Remember, storyboarding isn't about creating the most visually impressive sketches. It's about narrating the user's journey to facilitate empathy and design a user-centric product.
With a storyboard UX design teams can step into the user's shoes and design great products. A well-crafted storyboard is worth a thousand words.
Whether designing a new product or refining an existing one, storyboarding is a valuable tool. Arounda firmly believes that good design begins and ends with a deep understanding of the users we're designing for. Our experiences over the years have only reinforced this belief. We will be happy to help you create an impressive UX.
Storyboarding in UX design visually represents a user's journey while interacting with a product or service. Originating from animation, storyboarding in UX design involves creating a sequence of illustrations. It shows the user's step-by-step process to complete a task or achieve a specific goal.
Creating a storyboard in UX design involves several steps. Firstly, understand who your users are. Create a detailed user persona, including their demographics, motivations, and goals. Then, break down the user's interaction with your product or service into steps from start to finish.

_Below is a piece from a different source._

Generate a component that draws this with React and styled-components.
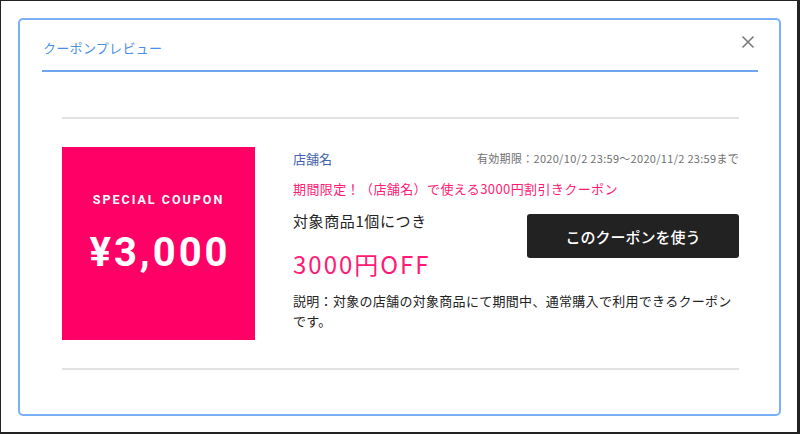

After that, draw a series of panels to illustrate each step of the user journey. The next step is to add notes to each panel explaining what's happening, the user's actions, thoughts, and feelings. Finally, review your storyboard. If necessary, make adjustments based on feedback from your team, stakeholders, and, ideally, users.
Storyboarding in UX design primarily aids designers in honing their focus on the user's perspective and needs. As a visual communication method, a storyboard is an effective medium to relay a designer's ideas. It visually narrates the user journey, ensuring everyone involved in the project understands it. Furthermore, a storyboard is an early warning system in the design process. It helps in illustrating the user's journey and, in doing so, uncovers potential pain points or problems. It allows for rectifications and improvements before the development phase begins.